BioMart does not find mouse homologs of human genes
1
0
Entering edit mode
atakanekiz ▴ 30
@atakanekiz-15874
Last seen 6 months ago

Hello BC community,

I am trying to convert a list of human genes to mouse homologs using R. Biomart finds homologs of some genes but not others. I can't seem to figure out the reason for this behavior. An example code is below.

human = useMart("ensembl", dataset = "hsapiens_gene_ensembl")

mouse = useMart("ensembl", dataset = "mmusculus_gene_ensembl")

getLDS(attributes = c("external_gene_name"),
filters = "external_gene_name", values = c("TP53", "MIR155HG", "STAT1", "PDCD1"), mart = human,
attributesL = c("external_gene_name"), martL = mouse)

#  Gene.name Gene.name.1
#1      TP53       Trp53
#2     PDCD1       Pdcd1
#3     STAT1       Stat1


I tried the query using other arguments such as ensembl_gene_id and hgnc_symbol and the results were the same. I know that MIR155HG should be conserved between human and mouse. This is confirmed by Mir155hg Ensembl page. I have several other genes like this that don't get mapped to the mouse genome for some reason.

What am I missing here?

biomart homolog ortholog gene conversion ensembl • 732 views
0
Entering edit mode

Where on the Ensembl page does it show that MIR155HG is conserved between human and mouse? When I look at the orthologues page it suggests that there are none in any of the 27 primate species - perhaps I'm reading that wrong.

0
Entering edit mode

We work on this gene in both human and mouse models. Below is the mouse entry in ensembl:

http://uswest.ensembl.org/Mus_musculus/Gene/Summary?g=ENSMUSG00000097418;r=16:84703167-84715245

0
Entering edit mode
@james-w-macdonald-5106
Last seen 12 minutes ago
United States

The biomaRt package is simply a way to programmatically access the Biomart server and get the results back into R. As such, anything like this is really a Biomart issue, not biomaRt (or Bioconductor, really). Anyway, there is a FAQ

0
Entering edit mode

Thanks for the answer. I thought something may be going wrong in the biomaRt rather than the actual database. I'll keep digging to see what's up.

0
Entering edit mode

If you look at the link you show above, clicking on orthologs, it says there aren't any human orthologs for that miRNA! The only orthologs are for three other mice species. This is what Mike Smith pointed out. And if you look at the link for MIR155HG, the orthologs link isn't available, which I imagine means there are none.

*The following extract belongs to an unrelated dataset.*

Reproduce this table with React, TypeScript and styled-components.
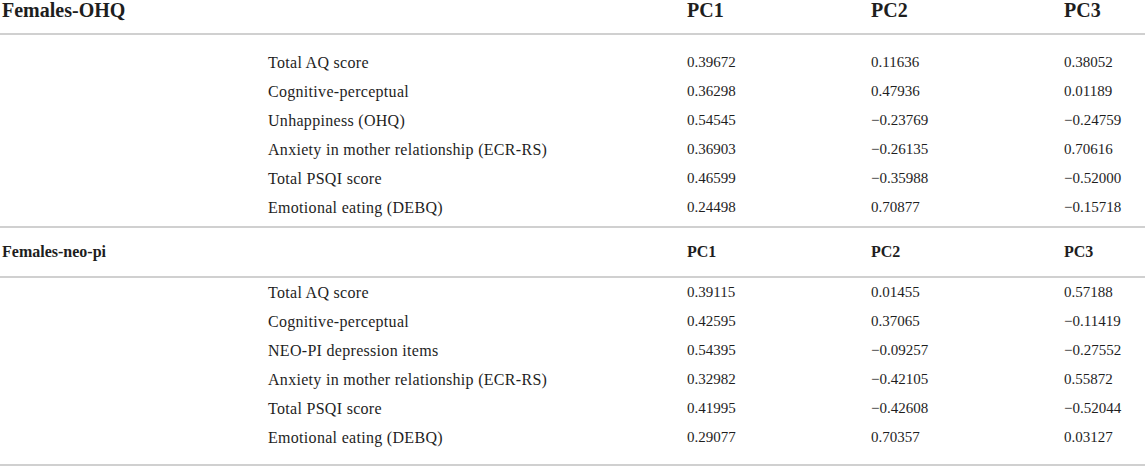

This is a pretty strong indication (to me, anyway) that Ensembl doesn't think MIR155HG and Mir155hg are orthologs. NCBI has other views on that subject, however.

0
Entering edit mode

Wow, interesting! You are right, it looks like Ensembl and NCBI don't agree on this. I will side with NCBI in this case. Do you have a recommendation on how to find orthologs in an all-inclusive manner? I thought Ensembl was the most comprehensive one, but I may be wrong based on this experience.

0
Entering edit mode

There's no such thing. NCBI probably has a pretty good rationale for why they think MIR155HG and Mir155hg are orthologs, and I would bet EBI/EMBL has a good rationale for why they think they aren't. And I would also bet that their rationales hinge on pretty subtle, sophisticated points where reasonable people could see both sides and in the end you just have to make a decision as to what you, as a group, are going to do.

This scenario most assuredly propagates through to hundreds if not thousands of genes, where the two groups have landed on different sides of the argument, giving rise to many many differences in what NCBI and EBI/EMBL think are and are not orthologs.

The fact that the two groups don't agree on everything doesn't mean one is right and the other is wrong! They just disagree, based on the given evidence and whatever rules they have instituted to help make decisions when the answer isn't obvious.

Because of that, there isn't a way to find orthologs in an all-inclusive manner. If a gene is 80% homologous in two species, are they orthologs? What about 75%? If one group says > 80% means yes, and the other says > 75% means yes, then you have disagreements, but it's because they are using different cutoffs, and nobody can say for sure which one is right.